(begin)

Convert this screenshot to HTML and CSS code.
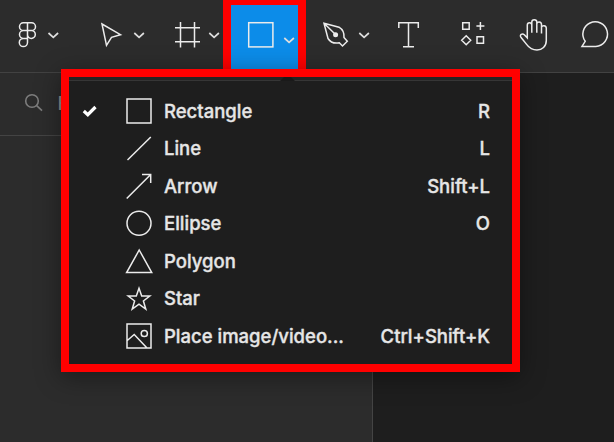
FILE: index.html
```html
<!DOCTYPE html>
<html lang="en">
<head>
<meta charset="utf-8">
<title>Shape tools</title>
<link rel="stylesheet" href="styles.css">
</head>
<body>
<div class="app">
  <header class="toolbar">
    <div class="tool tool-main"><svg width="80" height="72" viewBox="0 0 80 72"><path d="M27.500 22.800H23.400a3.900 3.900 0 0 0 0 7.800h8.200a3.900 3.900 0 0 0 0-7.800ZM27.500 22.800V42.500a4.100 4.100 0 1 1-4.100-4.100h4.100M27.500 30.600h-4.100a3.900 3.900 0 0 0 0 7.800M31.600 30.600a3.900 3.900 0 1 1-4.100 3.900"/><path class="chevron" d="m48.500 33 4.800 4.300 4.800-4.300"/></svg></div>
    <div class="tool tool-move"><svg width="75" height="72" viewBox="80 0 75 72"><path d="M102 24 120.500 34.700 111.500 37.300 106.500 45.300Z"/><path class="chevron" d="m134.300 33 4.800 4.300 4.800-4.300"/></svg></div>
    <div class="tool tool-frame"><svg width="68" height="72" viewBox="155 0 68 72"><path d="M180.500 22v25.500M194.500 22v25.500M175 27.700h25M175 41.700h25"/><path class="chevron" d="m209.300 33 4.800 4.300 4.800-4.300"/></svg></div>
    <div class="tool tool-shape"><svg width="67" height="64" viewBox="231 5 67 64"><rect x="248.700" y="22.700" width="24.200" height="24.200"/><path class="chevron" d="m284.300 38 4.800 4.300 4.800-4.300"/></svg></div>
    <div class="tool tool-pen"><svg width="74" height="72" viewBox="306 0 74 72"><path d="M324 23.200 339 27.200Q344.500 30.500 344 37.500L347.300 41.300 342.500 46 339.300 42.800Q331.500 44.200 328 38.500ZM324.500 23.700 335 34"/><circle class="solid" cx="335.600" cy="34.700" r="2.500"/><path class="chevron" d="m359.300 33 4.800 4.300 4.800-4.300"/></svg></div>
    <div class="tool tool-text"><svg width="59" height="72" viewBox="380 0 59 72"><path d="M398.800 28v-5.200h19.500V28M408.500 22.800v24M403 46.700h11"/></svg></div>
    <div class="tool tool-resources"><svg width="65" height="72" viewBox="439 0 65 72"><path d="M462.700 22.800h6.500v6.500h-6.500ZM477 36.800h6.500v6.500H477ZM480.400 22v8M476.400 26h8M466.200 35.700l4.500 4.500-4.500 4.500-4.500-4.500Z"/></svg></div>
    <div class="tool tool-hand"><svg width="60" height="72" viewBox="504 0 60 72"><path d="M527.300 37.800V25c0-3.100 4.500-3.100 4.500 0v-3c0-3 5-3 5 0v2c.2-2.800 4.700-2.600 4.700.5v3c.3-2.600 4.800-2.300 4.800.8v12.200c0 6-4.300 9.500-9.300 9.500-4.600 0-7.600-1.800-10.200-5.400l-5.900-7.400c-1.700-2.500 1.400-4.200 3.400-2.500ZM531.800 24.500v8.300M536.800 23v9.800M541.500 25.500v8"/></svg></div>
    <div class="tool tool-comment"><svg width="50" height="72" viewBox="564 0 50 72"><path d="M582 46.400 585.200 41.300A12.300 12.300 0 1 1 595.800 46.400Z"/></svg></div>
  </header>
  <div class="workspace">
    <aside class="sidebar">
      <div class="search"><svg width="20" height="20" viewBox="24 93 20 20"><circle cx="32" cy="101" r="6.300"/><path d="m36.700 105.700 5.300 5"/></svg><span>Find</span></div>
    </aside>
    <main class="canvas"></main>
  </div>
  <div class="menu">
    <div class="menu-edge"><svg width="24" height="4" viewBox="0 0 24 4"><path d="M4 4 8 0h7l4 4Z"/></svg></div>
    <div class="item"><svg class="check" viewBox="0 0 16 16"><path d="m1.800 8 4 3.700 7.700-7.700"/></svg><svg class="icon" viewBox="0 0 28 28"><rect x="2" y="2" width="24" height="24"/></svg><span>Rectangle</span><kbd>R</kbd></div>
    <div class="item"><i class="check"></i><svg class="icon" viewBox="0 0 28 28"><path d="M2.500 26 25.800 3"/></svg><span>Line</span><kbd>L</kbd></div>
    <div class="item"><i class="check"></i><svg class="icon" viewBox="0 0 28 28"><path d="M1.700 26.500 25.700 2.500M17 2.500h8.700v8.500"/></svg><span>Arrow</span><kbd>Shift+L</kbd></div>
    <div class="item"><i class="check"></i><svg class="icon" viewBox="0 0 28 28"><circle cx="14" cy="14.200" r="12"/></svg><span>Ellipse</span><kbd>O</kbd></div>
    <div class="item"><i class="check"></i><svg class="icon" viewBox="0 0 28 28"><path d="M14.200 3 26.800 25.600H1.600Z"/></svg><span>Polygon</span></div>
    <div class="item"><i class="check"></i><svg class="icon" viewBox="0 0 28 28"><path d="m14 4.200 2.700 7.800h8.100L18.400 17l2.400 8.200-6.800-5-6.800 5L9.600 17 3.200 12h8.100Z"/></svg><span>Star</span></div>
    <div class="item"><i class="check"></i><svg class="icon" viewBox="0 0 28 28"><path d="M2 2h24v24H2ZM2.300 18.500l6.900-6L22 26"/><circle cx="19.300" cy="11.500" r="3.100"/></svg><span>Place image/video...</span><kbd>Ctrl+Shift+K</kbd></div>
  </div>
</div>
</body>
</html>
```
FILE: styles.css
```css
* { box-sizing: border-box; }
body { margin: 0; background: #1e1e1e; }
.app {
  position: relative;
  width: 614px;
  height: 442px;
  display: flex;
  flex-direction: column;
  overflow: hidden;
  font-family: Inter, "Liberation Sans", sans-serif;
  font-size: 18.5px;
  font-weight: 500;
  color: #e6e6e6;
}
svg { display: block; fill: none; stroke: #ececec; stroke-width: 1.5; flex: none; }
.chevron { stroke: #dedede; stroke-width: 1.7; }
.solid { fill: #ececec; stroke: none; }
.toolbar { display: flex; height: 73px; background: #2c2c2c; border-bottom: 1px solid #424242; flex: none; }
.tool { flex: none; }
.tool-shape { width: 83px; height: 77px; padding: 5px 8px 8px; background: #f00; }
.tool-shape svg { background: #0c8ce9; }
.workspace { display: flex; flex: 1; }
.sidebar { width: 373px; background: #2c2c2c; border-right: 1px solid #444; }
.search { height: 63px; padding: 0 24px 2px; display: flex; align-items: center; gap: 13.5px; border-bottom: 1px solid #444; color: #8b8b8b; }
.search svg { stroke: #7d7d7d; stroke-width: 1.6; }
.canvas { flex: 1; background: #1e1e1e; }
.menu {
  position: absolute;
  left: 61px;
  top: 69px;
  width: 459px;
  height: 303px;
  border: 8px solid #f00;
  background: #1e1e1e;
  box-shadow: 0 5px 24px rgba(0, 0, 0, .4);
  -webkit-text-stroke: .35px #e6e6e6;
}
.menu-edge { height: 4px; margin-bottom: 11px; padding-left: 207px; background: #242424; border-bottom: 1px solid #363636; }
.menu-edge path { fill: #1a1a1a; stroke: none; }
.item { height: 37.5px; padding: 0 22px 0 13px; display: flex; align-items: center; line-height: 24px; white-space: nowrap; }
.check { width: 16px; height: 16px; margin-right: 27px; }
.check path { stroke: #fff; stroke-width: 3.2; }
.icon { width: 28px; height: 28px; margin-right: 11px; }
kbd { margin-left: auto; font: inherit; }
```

(end)
(begin)

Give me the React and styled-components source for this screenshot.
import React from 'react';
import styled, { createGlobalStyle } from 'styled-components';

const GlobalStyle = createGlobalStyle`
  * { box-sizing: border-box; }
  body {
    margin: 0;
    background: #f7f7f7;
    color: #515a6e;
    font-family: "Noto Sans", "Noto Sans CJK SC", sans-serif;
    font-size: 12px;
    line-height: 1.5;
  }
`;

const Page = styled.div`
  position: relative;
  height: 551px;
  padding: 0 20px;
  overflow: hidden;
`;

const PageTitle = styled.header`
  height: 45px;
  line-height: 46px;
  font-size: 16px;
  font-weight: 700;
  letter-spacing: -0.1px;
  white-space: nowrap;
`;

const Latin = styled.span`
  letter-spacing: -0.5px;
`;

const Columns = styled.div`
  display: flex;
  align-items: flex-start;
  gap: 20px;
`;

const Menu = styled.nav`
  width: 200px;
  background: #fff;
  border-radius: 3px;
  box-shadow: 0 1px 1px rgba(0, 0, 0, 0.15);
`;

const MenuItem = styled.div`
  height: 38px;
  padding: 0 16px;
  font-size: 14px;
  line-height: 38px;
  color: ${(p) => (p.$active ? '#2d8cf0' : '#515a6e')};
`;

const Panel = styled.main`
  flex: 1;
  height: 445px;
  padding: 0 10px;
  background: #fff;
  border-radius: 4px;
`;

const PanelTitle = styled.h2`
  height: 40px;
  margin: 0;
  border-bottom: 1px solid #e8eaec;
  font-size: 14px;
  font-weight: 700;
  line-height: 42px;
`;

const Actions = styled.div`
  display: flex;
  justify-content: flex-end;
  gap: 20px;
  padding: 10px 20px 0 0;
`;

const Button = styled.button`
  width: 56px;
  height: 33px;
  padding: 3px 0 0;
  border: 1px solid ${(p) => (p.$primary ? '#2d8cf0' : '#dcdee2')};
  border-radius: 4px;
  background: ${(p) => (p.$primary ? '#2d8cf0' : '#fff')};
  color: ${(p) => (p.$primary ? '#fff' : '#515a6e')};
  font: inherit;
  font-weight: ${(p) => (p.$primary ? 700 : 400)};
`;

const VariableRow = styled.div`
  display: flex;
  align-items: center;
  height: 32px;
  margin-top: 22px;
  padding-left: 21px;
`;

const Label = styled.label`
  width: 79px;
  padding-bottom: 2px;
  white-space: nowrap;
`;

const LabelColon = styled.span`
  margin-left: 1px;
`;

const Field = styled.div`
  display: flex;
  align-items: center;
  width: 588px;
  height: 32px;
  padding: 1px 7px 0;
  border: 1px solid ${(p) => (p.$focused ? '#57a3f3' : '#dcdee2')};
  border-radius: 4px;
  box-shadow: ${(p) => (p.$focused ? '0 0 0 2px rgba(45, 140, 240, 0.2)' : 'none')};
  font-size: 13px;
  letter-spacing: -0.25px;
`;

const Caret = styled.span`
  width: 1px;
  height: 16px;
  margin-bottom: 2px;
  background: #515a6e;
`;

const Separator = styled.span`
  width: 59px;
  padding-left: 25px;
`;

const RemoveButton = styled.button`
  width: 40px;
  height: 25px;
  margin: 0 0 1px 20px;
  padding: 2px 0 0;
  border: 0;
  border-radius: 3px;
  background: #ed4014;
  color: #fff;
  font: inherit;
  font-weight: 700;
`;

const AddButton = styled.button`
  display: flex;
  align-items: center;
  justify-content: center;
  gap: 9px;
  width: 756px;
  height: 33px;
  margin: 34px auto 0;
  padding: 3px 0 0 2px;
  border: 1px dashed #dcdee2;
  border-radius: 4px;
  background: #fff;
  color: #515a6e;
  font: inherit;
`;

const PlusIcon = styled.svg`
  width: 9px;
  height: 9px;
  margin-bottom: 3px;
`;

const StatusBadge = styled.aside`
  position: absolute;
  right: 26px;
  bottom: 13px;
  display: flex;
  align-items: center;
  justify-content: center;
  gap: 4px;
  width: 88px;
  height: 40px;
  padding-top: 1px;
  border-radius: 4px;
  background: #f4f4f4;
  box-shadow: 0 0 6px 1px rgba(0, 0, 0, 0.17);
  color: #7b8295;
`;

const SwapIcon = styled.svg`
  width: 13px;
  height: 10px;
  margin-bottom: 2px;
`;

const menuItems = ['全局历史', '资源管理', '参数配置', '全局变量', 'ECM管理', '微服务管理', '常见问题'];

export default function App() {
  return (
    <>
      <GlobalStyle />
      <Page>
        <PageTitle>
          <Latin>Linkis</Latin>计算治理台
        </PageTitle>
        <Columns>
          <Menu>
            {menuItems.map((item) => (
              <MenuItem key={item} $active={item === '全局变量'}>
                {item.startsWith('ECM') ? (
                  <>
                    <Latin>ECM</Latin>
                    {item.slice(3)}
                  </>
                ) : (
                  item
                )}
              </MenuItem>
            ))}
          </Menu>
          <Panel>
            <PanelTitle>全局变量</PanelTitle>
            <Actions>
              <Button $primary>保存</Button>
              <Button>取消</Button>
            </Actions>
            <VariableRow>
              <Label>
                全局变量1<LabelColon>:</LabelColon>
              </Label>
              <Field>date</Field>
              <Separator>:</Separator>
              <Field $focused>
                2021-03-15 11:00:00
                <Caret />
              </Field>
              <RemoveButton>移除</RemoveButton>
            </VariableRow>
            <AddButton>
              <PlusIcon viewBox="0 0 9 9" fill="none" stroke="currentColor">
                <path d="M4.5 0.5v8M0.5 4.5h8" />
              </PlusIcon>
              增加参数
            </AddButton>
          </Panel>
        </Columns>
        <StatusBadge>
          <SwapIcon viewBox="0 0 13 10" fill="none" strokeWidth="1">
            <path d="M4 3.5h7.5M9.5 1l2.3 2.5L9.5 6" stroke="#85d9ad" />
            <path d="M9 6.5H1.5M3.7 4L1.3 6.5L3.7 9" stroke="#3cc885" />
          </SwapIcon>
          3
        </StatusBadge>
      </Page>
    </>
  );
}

(end)

Reproduce each line from the records that contains the word "components".

Task answer:
Give me the React and styled-components source for this screenshot.
import styled, { createGlobalStyle } from 'styled-components';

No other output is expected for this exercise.